Every line of the listing must be reproduced as it stands. Leave the images behind.

-- begin Data section --

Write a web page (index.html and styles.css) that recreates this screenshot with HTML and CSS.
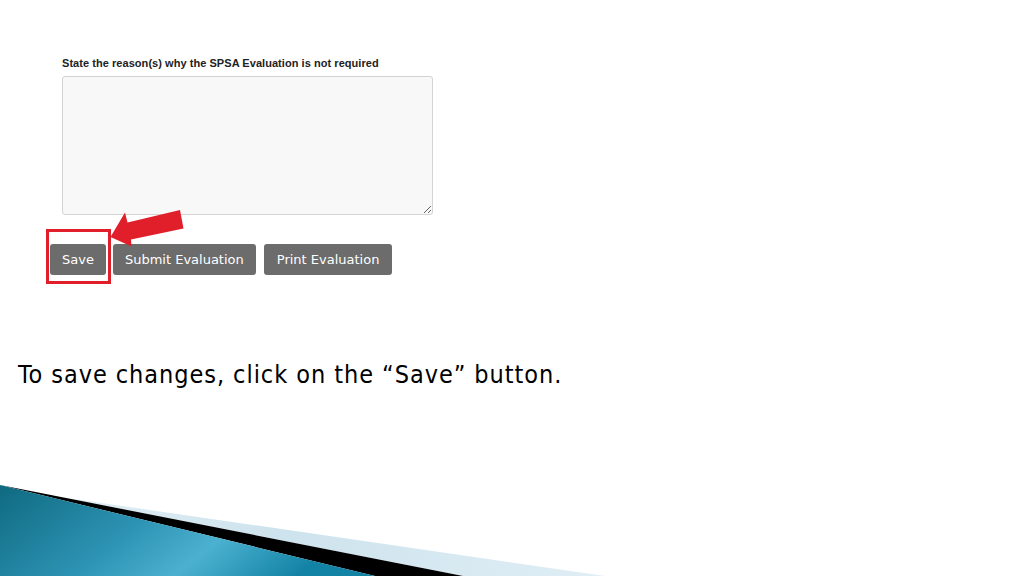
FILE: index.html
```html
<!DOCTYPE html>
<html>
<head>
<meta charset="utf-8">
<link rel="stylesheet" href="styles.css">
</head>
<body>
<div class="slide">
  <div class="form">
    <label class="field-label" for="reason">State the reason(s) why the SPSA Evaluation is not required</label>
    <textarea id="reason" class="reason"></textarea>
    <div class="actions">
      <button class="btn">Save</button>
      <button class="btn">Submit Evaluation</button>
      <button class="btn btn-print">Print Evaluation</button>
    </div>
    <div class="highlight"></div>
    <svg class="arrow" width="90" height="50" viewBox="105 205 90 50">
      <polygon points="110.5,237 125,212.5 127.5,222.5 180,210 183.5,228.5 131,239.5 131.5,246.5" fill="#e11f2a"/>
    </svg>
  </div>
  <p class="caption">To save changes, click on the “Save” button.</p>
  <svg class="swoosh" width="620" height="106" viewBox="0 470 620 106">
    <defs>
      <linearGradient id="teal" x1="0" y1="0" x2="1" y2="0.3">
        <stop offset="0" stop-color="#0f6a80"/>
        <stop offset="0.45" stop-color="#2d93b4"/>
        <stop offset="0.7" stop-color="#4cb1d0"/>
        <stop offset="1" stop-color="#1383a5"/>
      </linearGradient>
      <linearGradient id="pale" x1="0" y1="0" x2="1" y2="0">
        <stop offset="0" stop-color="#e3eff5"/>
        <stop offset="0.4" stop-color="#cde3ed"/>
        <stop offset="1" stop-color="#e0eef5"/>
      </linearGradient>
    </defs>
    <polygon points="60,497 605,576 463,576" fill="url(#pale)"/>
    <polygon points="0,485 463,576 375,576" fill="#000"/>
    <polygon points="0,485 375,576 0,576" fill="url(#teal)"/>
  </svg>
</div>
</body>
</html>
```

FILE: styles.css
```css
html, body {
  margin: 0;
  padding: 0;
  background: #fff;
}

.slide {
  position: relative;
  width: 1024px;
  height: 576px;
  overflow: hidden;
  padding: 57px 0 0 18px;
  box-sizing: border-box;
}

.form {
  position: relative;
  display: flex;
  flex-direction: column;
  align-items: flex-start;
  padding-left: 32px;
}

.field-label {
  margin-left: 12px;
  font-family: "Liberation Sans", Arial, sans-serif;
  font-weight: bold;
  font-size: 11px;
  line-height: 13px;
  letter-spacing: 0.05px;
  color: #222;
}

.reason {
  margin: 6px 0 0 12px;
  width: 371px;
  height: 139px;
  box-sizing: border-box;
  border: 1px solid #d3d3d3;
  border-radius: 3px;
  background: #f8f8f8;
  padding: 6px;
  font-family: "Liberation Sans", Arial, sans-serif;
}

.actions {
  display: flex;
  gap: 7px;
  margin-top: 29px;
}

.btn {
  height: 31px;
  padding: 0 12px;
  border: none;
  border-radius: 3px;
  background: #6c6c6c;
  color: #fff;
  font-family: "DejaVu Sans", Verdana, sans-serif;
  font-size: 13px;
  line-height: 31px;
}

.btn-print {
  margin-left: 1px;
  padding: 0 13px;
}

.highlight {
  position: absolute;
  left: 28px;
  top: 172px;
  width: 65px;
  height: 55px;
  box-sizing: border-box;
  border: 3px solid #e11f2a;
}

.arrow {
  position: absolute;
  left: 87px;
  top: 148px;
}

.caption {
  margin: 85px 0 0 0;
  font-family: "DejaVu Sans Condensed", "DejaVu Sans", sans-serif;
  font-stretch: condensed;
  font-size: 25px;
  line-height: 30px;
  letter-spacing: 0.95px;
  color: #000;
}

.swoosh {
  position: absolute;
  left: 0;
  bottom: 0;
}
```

-- end Data section --

▶ **Solution to this exercise**
Write a web page (index.html and styles.css) that recreates this screenshot with HTML and CSS.
FILE: index.html
```html
<!DOCTYPE html>
<html>
<head>
<meta charset="utf-8">
<link rel="stylesheet" href="styles.css">
</head>
<body>
<div class="slide">
  <div class="form">
    <label class="field-label" for="reason">State the reason(s) why the SPSA Evaluation is not required</label>
    <textarea id="reason" class="reason"></textarea>
    <div class="actions">
      <button class="btn">Save</button>
      <button class="btn">Submit Evaluation</button>
      <button class="btn btn-print">Print Evaluation</button>
    </div>
    <div class="highlight"></div>
    <svg class="arrow" width="90" height="50" viewBox="105 205 90 50">
      <polygon points="110.5,237 125,212.5 127.5,222.5 180,210 183.5,228.5 131,239.5 131.5,246.5" fill="#e11f2a"/>
    </svg>
  </div>
  <p class="caption">To save changes, click on the “Save” button.</p>
  <svg class="swoosh" width="620" height="106" viewBox="0 470 620 106">
    <defs>
      <linearGradient id="teal" x1="0" y1="0" x2="1" y2="0.3">
        <stop offset="0" stop-color="#0f6a80"/>
        <stop offset="0.45" stop-color="#2d93b4"/>
        <stop offset="0.7" stop-color="#4cb1d0"/>
        <stop offset="1" stop-color="#1383a5"/>
      </linearGradient>
      <linearGradient id="pale" x1="0" y1="0" x2="1" y2="0">
        <stop offset="0" stop-color="#e3eff5"/>
        <stop offset="0.4" stop-color="#cde3ed"/>
        <stop offset="1" stop-color="#e0eef5"/>
      </linearGradient>
    </defs>
    <polygon points="60,497 605,576 463,576" fill="url(#pale)"/>
    <polygon points="0,485 463,576 375,576" fill="#000"/>
    <polygon points="0,485 375,576 0,576" fill="url(#teal)"/>
  </svg>
</div>
</body>
</html>
```

FILE: styles.css
```css
html, body {
  margin: 0;
  padding: 0;
  background: #fff;
}

.slide {
  position: relative;
  width: 1024px;
  height: 576px;
  overflow: hidden;
  padding: 57px 0 0 18px;
  box-sizing: border-box;
}

.form {
  position: relative;
  display: flex;
  flex-direction: column;
  align-items: flex-start;
  padding-left: 32px;
}

.field-label {
  margin-left: 12px;
  font-family: "Liberation Sans", Arial, sans-serif;
  font-weight: bold;
  font-size: 11px;
  line-height: 13px;
  letter-spacing: 0.05px;
  color: #222;
}

.reason {
  margin: 6px 0 0 12px;
  width: 371px;
  height: 139px;
  box-sizing: border-box;
  border: 1px solid #d3d3d3;
  border-radius: 3px;
  background: #f8f8f8;
  padding: 6px;
  font-family: "Liberation Sans", Arial, sans-serif;
}

.actions {
  display: flex;
  gap: 7px;
  margin-top: 29px;
}

.btn {
  height: 31px;
  padding: 0 12px;
  border: none;
  border-radius: 3px;
  background: #6c6c6c;
  color: #fff;
  font-family: "DejaVu Sans", Verdana, sans-serif;
  font-size: 13px;
  line-height: 31px;
}

.btn-print {
  margin-left: 1px;
  padding: 0 13px;
}

.highlight {
  position: absolute;
  left: 28px;
  top: 172px;
  width: 65px;
  height: 55px;
  box-sizing: border-box;
  border: 3px solid #e11f2a;
}

.arrow {
  position: absolute;
  left: 87px;
  top: 148px;
}

.caption {
  margin: 85px 0 0 0;
  font-family: "DejaVu Sans Condensed", "DejaVu Sans", sans-serif;
  font-stretch: condensed;
  font-size: 25px;
  line-height: 30px;
  letter-spacing: 0.95px;
  color: #000;
}

.swoosh {
  position: absolute;
  left: 0;
  bottom: 0;
}
```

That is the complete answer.